Glen Burnie is a working-class Baltimore suburb. The high school's senior parking lot is filled with new cars bought with student wages from night and weekend jobs. Barely 80 percent of students will finish Glen Burnie High, and only one in four of those will attend a four-year college. Deeannah works weekends at a Bob Evans restaurant in Pasadena. Her pay goes to diapers and day care.

She spent Mother's Day waiting tables, working with a migraine and a sore throat and fever she had picked up from her daughter, Jamara. The manager gave her and the other mothers white flowers to wear on their aprons.

During the week, Deeannah gets up at 5:30 each morning and wakes Jamara about 6. She changes, dresses and feeds the baby, hustles her off to day care and then gets to school, where classes start at 7:17.

Deeannah's schedule -- six classes, no electives -- allows her to leave school at lunchtime and gives her three hours to do her homework before she picks up Jamara, whom she has trained not to touch her school papers.

"As long as I really sit down and get focused, it's plenty of time," she said.

Deeannah grew up the second of four children in a button-down home. Her father, James, spent 27 years in the Coast Guard, maintaining cutters. Her mother, Dorinda, is a secretary and part-time real estate agent. No one left the Taylor home unless their homework was done. The children were allowed to have friends, but not necessarily boyfriends.
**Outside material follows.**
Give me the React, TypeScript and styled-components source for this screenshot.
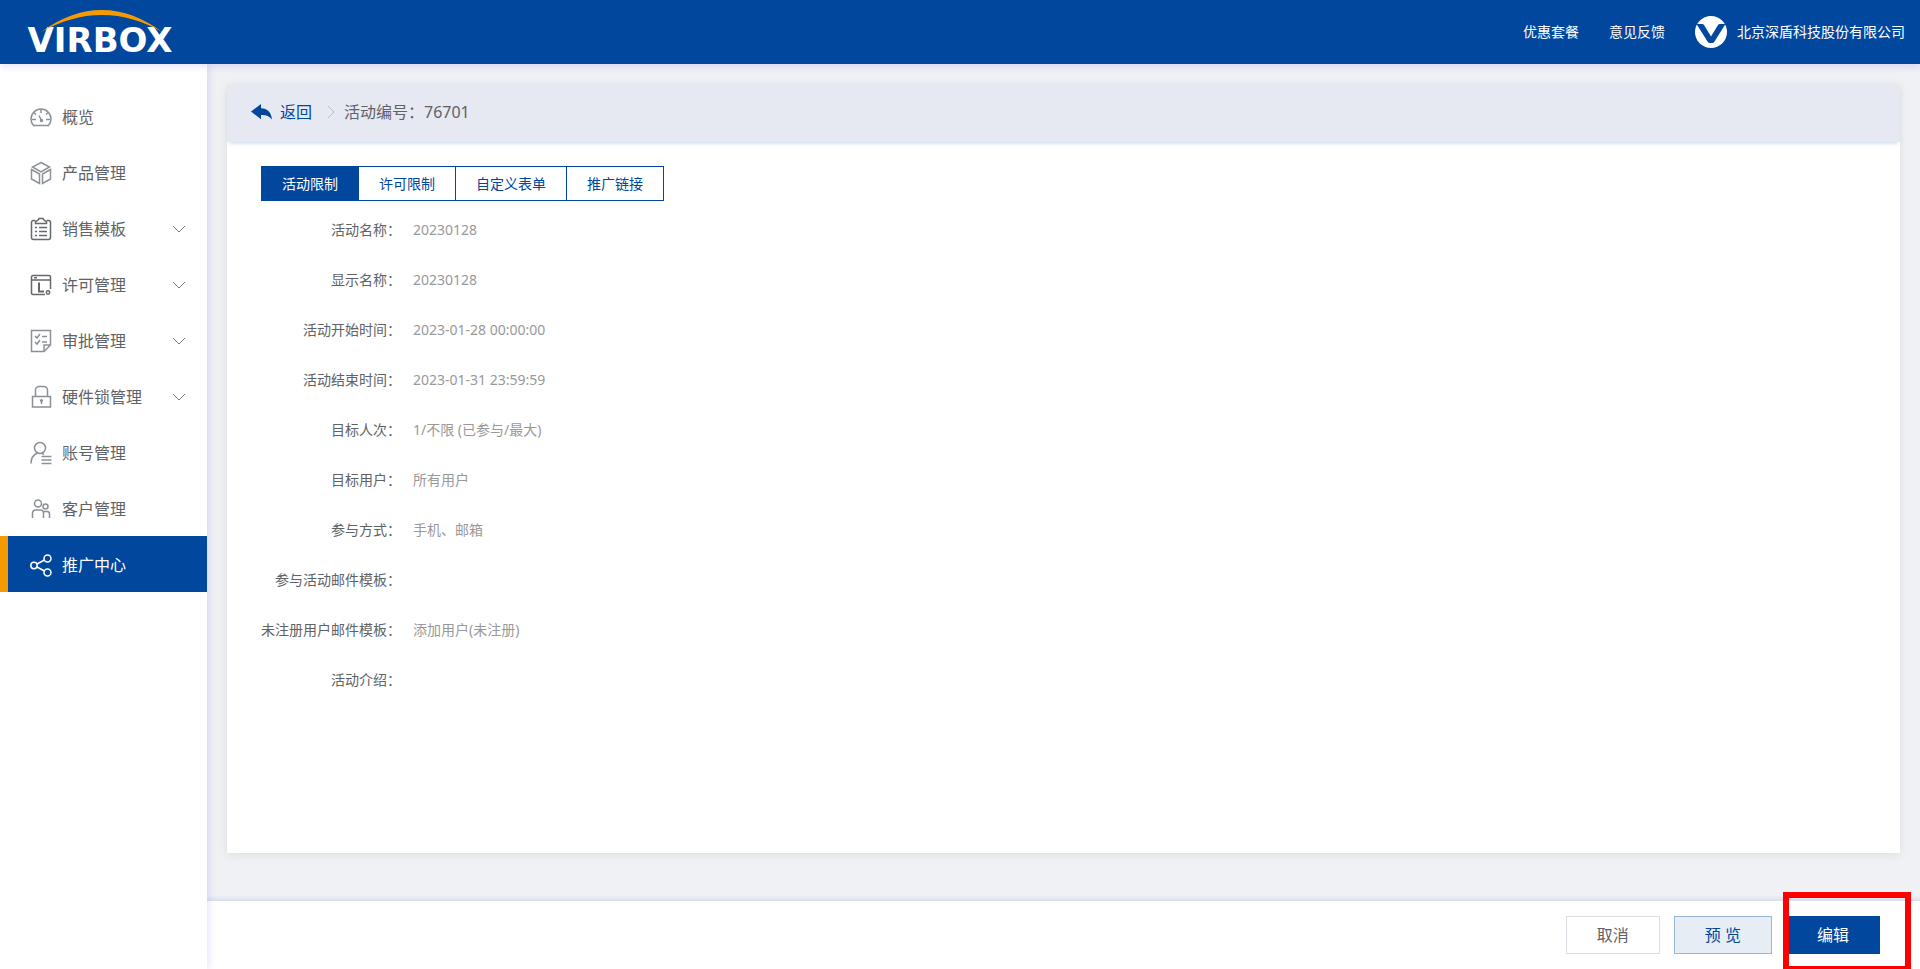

Jamara was due in the middle of Deeannah's junior year. She hid her pregnancy beneath baggy clothes until well into her seventh month, weighing abortion or adoption, frightened of angering her parents and alienating her classmates. At a sleepover party for her friend's 16th birthday, she never took off her coat.

She finally confided in her mother the day before the family went in for flu shots. Deeannah was afraid the inoculation might hurt her unborn child.

Sitting on a couch with her mother at the real estate office, Deeannah wrote the message, "I have to tell you something. . . . " on a sheet of paper and handed it to her. Deeannah began to cry.

She showed her mother the tummy she had been hiding.

"We just both sat there, and I held her," Dorinda Taylor said.

Deeannah had been a B student taking second-tier classes until her junior year, when with her counselor, she decided on a more challenging schedule. She has taken seven AP courses since then, the bulk of them in her senior year as a teenage mother. Her most recent report card came back with four A's, a B and a C.

"She was never the best raw talent in my class, but she's always been the hardest worker in my class," said Michael Willis, her AP physics teacher. "She has a lot of drive. She could really get somewhere."

Dropping out, Deeannah said, "didn't seem smart to me."

She said it was clear that there "wasn't going to be a strong relationship" with Jamara's father, "so I knew I had to make the best decision for myself. The mind-set I've had since the day I found out is that the best thing for us is for me to finish college."

Deeannah stayed home after giving birth and was home-schooled almost to the end of her junior year. Willis made regular visits to her home, because the course work wasn't covered by the home educators. His trips enabled her to progress to his AP class this year.

Deeannah's family cared for Jamara this year while Deeannah played volleyball and rehearsed for the school's spring production of "Footloose."

Most of the time, though, Deeannah and Jamara travel together. She takes her daughter along to study groups and on outings with friends to the Arundel Mills mall.

In the fall, Deeannah plans to pack up Jamara and drive to Frostburg State University, 150 miles away in western Maryland. She'll do this over the objections of her mother, who would prefer that she stay home and commute to college or, if she must go to Frostburg, that she leave Jamara behind.

"I try to look out for her; I'm looking out for her and my granddaughter," Dorinda Taylor said. "She has no idea of what's ahead of her. It's going to be real hard."